== GOAL OF THE EXERCISE ==
Where a line contains the word "React", copy that line in full.

== MATERIAL PROVIDED ==

****************

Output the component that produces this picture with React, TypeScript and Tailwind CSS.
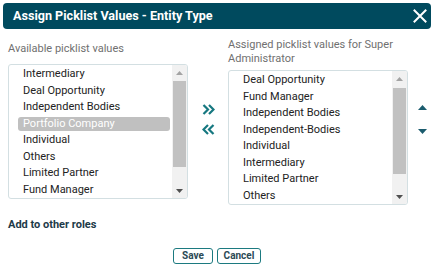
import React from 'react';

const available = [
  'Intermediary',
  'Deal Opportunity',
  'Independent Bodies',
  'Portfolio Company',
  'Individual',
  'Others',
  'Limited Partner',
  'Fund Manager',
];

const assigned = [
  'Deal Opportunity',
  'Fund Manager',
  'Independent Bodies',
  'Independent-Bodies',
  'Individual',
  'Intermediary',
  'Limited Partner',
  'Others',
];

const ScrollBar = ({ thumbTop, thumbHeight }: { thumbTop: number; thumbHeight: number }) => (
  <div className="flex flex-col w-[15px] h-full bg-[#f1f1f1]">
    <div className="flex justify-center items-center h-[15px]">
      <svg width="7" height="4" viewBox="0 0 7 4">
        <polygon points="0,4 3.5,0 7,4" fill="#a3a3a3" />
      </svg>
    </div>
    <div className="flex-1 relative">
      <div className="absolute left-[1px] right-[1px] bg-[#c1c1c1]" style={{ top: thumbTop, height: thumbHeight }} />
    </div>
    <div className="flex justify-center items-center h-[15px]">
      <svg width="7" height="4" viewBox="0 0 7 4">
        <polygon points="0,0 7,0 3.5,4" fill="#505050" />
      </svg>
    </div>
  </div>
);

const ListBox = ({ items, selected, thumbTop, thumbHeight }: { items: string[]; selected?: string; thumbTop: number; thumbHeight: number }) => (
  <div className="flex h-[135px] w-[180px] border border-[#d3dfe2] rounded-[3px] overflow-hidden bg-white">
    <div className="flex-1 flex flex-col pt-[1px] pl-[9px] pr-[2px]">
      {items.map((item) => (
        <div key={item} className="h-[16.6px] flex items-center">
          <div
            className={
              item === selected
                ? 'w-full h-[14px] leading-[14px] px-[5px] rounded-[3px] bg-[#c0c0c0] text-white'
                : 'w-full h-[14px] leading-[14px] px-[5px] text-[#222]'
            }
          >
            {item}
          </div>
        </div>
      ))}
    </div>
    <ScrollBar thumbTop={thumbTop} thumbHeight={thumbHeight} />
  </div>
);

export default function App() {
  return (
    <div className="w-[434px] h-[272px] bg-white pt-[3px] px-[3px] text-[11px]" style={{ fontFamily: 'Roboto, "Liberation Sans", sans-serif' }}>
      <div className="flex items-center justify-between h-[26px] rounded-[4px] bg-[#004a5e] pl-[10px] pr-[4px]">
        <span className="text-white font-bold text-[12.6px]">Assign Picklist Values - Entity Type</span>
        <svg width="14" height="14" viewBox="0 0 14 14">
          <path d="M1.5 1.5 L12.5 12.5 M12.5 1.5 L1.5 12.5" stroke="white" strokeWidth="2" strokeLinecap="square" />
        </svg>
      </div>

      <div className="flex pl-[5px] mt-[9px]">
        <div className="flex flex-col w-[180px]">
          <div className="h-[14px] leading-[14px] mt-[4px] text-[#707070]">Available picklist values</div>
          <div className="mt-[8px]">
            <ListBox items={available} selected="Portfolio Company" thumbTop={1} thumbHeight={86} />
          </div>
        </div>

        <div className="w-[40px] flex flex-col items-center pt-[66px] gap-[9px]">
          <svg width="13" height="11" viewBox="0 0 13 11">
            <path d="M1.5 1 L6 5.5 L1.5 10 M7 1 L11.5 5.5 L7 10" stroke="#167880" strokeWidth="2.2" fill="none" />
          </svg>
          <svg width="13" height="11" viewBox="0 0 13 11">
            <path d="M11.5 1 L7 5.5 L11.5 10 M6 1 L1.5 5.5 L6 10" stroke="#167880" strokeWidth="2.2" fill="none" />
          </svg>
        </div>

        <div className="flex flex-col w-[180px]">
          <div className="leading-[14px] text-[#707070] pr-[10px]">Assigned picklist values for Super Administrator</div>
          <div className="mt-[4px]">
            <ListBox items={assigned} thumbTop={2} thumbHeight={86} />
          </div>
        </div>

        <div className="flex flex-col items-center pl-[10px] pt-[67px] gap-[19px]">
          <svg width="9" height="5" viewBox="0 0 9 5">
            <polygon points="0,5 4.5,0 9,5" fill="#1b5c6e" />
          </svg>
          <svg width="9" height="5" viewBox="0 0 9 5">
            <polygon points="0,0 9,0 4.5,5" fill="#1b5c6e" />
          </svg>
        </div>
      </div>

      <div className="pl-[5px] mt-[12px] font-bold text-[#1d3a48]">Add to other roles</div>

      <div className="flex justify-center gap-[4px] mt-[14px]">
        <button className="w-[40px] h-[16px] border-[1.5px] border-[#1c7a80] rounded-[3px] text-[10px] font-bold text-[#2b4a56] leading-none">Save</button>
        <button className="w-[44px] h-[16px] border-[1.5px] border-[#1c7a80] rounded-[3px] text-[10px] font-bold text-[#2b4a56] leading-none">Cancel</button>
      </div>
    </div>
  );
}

****************

== ANSWER TO THIS TASK ==
Output the component that produces this picture with React, TypeScript and Tailwind CSS.
import React from 'react';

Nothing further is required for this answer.